How ISO 27001 Readiness Platforms Trade Security for Speed

8 min read
The Operational Reality of Automated Compliance
- The Event: Organizations are rapidly adopting automated compliance software to bypass manual spreadsheets and secure enterprise-grade certifications.
- The Consequence: Security teams mistake passing automated API checks for actual operational resilience, creating a dangerous gap between the dashboard and reality.
- Who is Exposed: Fast-growing technology firms and SaaS providers who rely solely on automated evidence collection without maintaining human-centric security habits.
The Illusion of the Green Checkbox
In the current corporate environment, the global average cost of a data breach has reached $4.44 million, with organizations taking an average of 241 days to identify and contain exposures. These figures, drawn from recent IBM security research, reveal a uncomfortable truth: our systems are failing silently for months before we notice them. Yet, during this same period, the market for ISO 27001 readiness platforms has boomed, promising to turn complex security frameworks into simple, automated checklists.
For many security leaders, the pressure to obtain an ISO 27001 certificate is purely commercial. Enterprise buyers refuse to sign contracts without proof of security, and corporate boards demand rapid validation of their risk posture. Tools like Vanta, Drata, and Secureframe have turned this urgent business need into a software subscription. By connecting directly to cloud infrastructure, identity providers, and code repositories, these platforms can automate up to 80% of the evidence collection process. They promise to replace the traditional, exhausting audit preparation cycle with continuous monitoring.
But this automation introduces a structural risk. When you reduce an entire Information Security Management System (ISMS) to a series of API integrations, you create a system that is easy to pass but easy to breach. The software encourages security teams to focus on satisfying the tool's automated tests rather than understanding the underlying risks. This shift in focus—from actual security operations to dashboard maintenance—is where modern compliance begins to break down.
API-Driven Automation vs. Human-Centric GRC
To understand the current compliance market, we must analyze the two competing approaches that organizations take when preparing for an ISO 27001 audit. Both approaches have valid operational arguments, but each introduces distinct forms of friction and cost.
The first approach relies on continuous API-driven platforms. These tools connect directly to your cloud stack—such as AWS, Google Cloud, Okta, and GitHub—and run automated checks every hour. They verify whether multi-factor authentication is enabled, whether database backups are running, and whether cloud storage buckets are public. When a check fails, the platform alerts the team. This approach is fast, reduces human labor, and provides a real-time view of technical configurations. Newer entrants like Audit CADDIE claim to reduce compliance costs by 70 to 80 percent compared to traditional methods by using automated workflows to map overlapping controls across multiple frameworks.
The second approach is the human-led, process-centric GRC system. This is the traditional method of managing compliance through dedicated risk registers, manual sampling, and direct auditor engagement. It is slow, expensive, and requires significant administrative effort. However, it forces the organization to design controls that match its specific operational reality. It acknowledges that an information security management system is primarily about human behavior, policy enforcement, and business continuity—not just cloud configurations.

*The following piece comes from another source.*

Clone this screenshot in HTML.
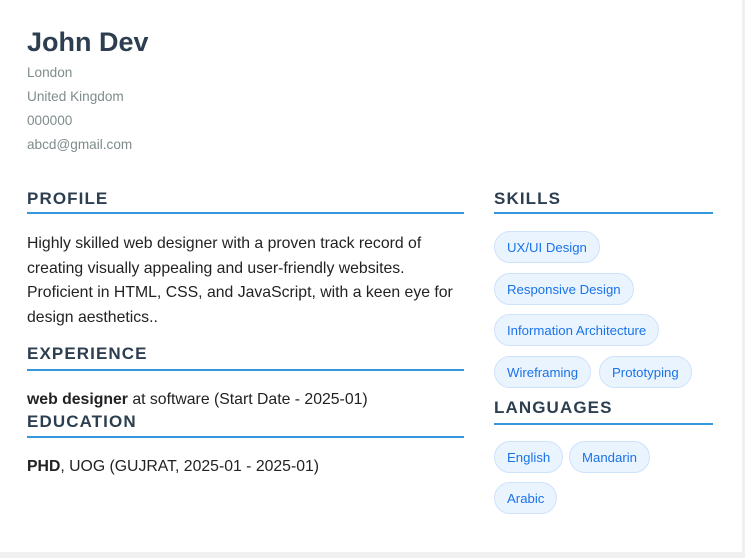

The Reality of API Drift in a Fast-Growing SaaS Stack
In a representative secondary-market SaaS provider with 140 employees, the security team deployed a leading readiness platform to secure their ISO 27001 certification in under six weeks. The platform's dashboard quickly reached 98% compliance, showing green checkboxes across all major control domains. The team celebrated their rapid readiness and scheduled the external audit.
However, during an internal review, they discovered a critical blind spot. The readiness platform was integrated with their primary Okta instance to verify user access reviews. But three months prior, the engineering team had spun up a legacy database on a separate, unmonitored cloud account to test customer telemetry. Because this database was not connected to the platform's API, the tool reported zero risks. The database lacked multi-factor authentication and had been exposed to the public internet for 90 days. The software was perfectly green, but the infrastructure was wide open.
"An automated compliance dashboard is not a shield; it is merely a mirror that only reflects what you remember to plug into it."
This scenario highlights the core limitation of API-driven platforms. They are excellent at verifying known, connected assets, but they are blind to shadow IT. Furthermore, they suffer from API drift. When a cloud provider updates its API schema or changes its default permission structures, the compliance platform's automated collectors can fail silently, reporting a cached "passing" state when the actual control has broken.
Illustrative figures for explanation — representative, not measured.
The Four-to-Eight Quarter Outlook
Over the next 4 to 8 fiscal quarters, the relationship between compliance software and external auditors will undergo a major correction. We are moving away from the era of "checkbox compliance" toward a period of continuous, risk-aware control assurance. This shift will be driven by three distinct forces.
First, external audit firms are becoming highly skeptical of standardized platform exports. In the early days of compliance automation, auditors accepted PDF reports generated by these platforms at face value. Today, registrars like Schellman, Coalfire, and A-LIGN are training their staff to look past the platform's dashboard. Auditors are now demanding live walkthroughs, raw log exports, and proof of operating effectiveness over time, rather than point-in-time configuration screenshots.
Second, the rise of security verification tools like JSOC IT’s AUTOPSY indicates a shift toward active testing. Instead of simply checking if a control is configured, these newer platforms run simulated attacks and security investigations before a breach occurs. They verify whether your logging systems actually capture unauthorized access attempts and whether your incident response team receives the alerts. Over the next two years, we expect readiness platforms to integrate these active verification capabilities, moving from passive monitoring to active defense testing.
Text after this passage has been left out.